Lunch on Day 1: Tomate et Aubergines Farcies – check out the size of those tomatoes!

The theme of this winters’ meals was gibier, or game meats. Dinner on the first day involved two countries, 3 days of marination, and 5 hours of cooking. PB’s parents like to go to Ardennes, Belgium every year and for this meal Madam B prepared a dish of marcassin, or baby wild boar, which she brought back from Ardennes to Paris in early November and saved it for this meal. Monsieur B very proudly mentioned that two bottles of fine wine went into the cooking of this dish. With a sauce not dissimilar to boeuf bourguignon, served with celeriac mash, and accompanied with a bottle of 2001 Pomerol, the photo really does not do it justice. For dessert, pears stewed with sweet wine, cloves and black peppercorns.

 The next day, just as we were about to go out for a spot of shopping, we went into the kitchen to find Madam B preparing the ingredients for her FABULOUS almond and apricot cake. Now, I have been politely asking her for the recipe for the last 6 months. This trip, she not only promised to give me the recipe, but also to do a cooking demonstration for me!! Bye bye Le Bon Marché, hello baking lesson! I hate to gloat – you can look at the pictures, but the recipe is not included. This one is staying in the family, and I have been sworn to secrecy.
A thin, crisp crust with a sweet layer of apricot jam and a moist almond center
A cross-section of the moist, delectable, moreish almond cake.

After that, there was no point in going out. We asked Madame B if it’s alright if we stayed in for lunch. She beamed at us, clearly happy to feed her son an extra meal. Then, almost as if she keeps these ingredients in the fridge juuuust in case, she pulls out some veal (it’s the Mary Poppins bag of refridgerators) and starts gracefully dancing around the kitchen. I sat, read a book, murdered the French language whilst trying to speak to his father, and waited.

Roast veal
Sauteed haricots verts





And then finally, some shopping! I don’t usually take photos of designer stores à la Chinese tourist (it helped that I wasn’t the only one doing it!), but the Hermes ’boutique’ in St. Germain de Pres is less boutique, more modern art installation. 

That evening, we were invited for a meal at one of PB’s college friends’ homes. They live in a beautiful area of Paris,  Rue de Faubourg Saint Honoré; we strolled through the streets ooh-ing and aah-ing (well, I was doing most of the ooh-ing and aah-ing) at the twinkling lights and the magical window displays. Even the rain seemed to fall gracefully, and I didn’t mind walking around with my hands shoved into my pockets and my hood raised over my head.
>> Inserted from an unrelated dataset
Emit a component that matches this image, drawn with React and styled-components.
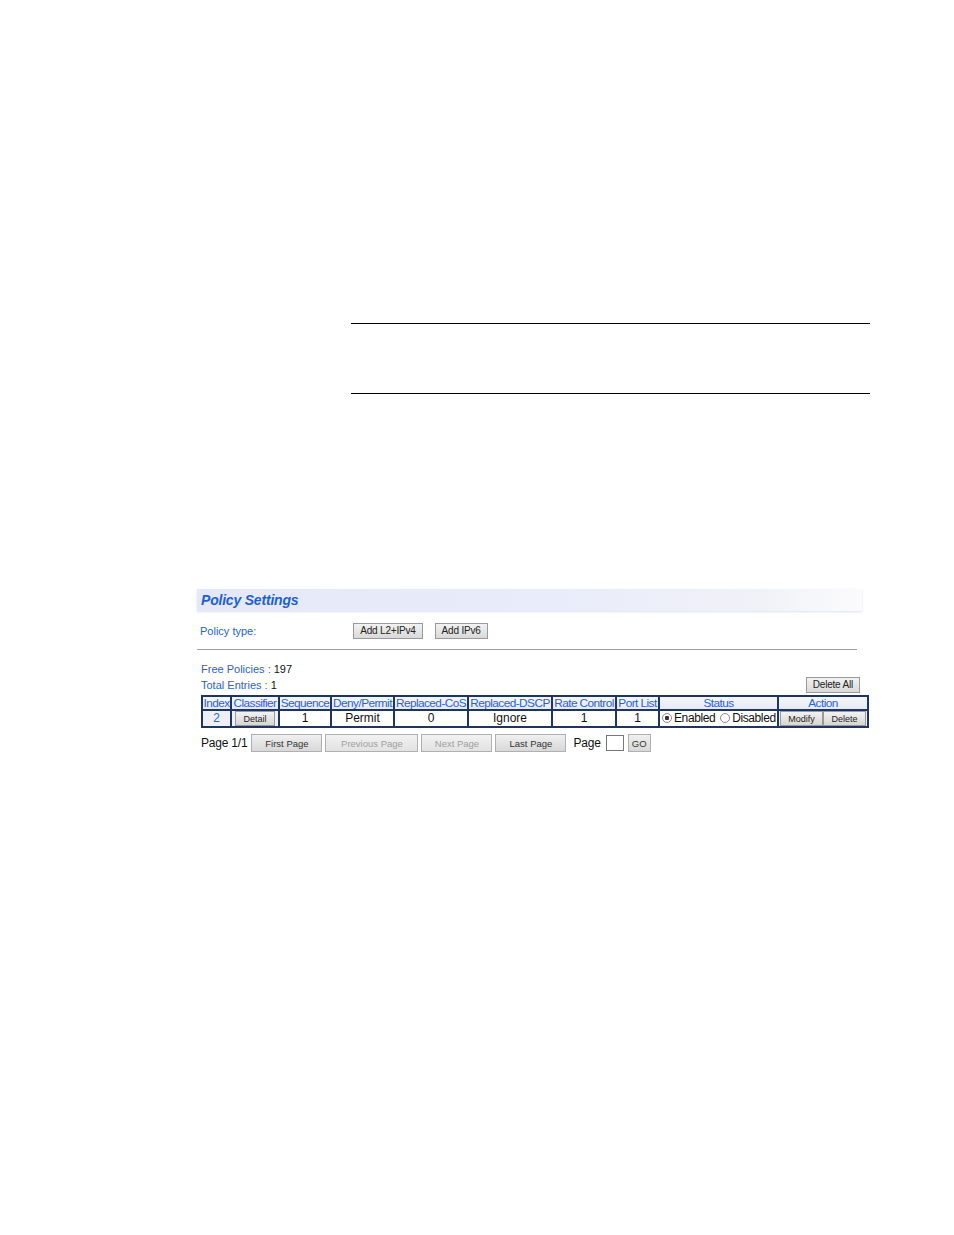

The romantic Hermes window display

This dinner party was on another level! I’m not sure if it was just because it was Christmas, or the fact that the hostess seemed to pay attention to detail in general, but the dinner table looked like it was straight out of a magazine spread.  Red roses adorning the head of the table, candles anchored in sand and displayed in tall goblets, acorns (which she incidentally picked off the forest floor herself, as you do!) placed systematically at each setting. Seriously, it makes me want to go out and buy a table cloth! In fact, I will do just that this week!

The table.
Starter of smoked salmon with salad
The hosts were so gracious, it was nice to finally meet some of PB’s oldest friends. And the food – simple, refined, amazing. It really goes to show that ingredients are really the be-all and end-all of any good meal.For the main course they served venison and mash potatoes with truffles. But this was no ordinary venison, oh no. I can’t remember if the venison was raised by A’s mother or one of her neighbours, but it was freshly slaughtered and brought to Paris to be served at the table. S explained that the meat was so tender because the animal had not been chased or hunted, and therefore it was not petrified before it died (!!!) It’s strange to hear about the food that you are eating in this manner, when you are used to buying it from a supermarket counter! And also especially because they couldn’t think of the English word for venison, and so called it “bambi”. However, it was a refreshing way to eat – to know exactly where the food on your plate is coming from, how fresh it was, that it was naturally and humanely raised. It was a happy venison! Not to mentioned perfectly cooked to a medium-rare and served with a jus that oozed flavour.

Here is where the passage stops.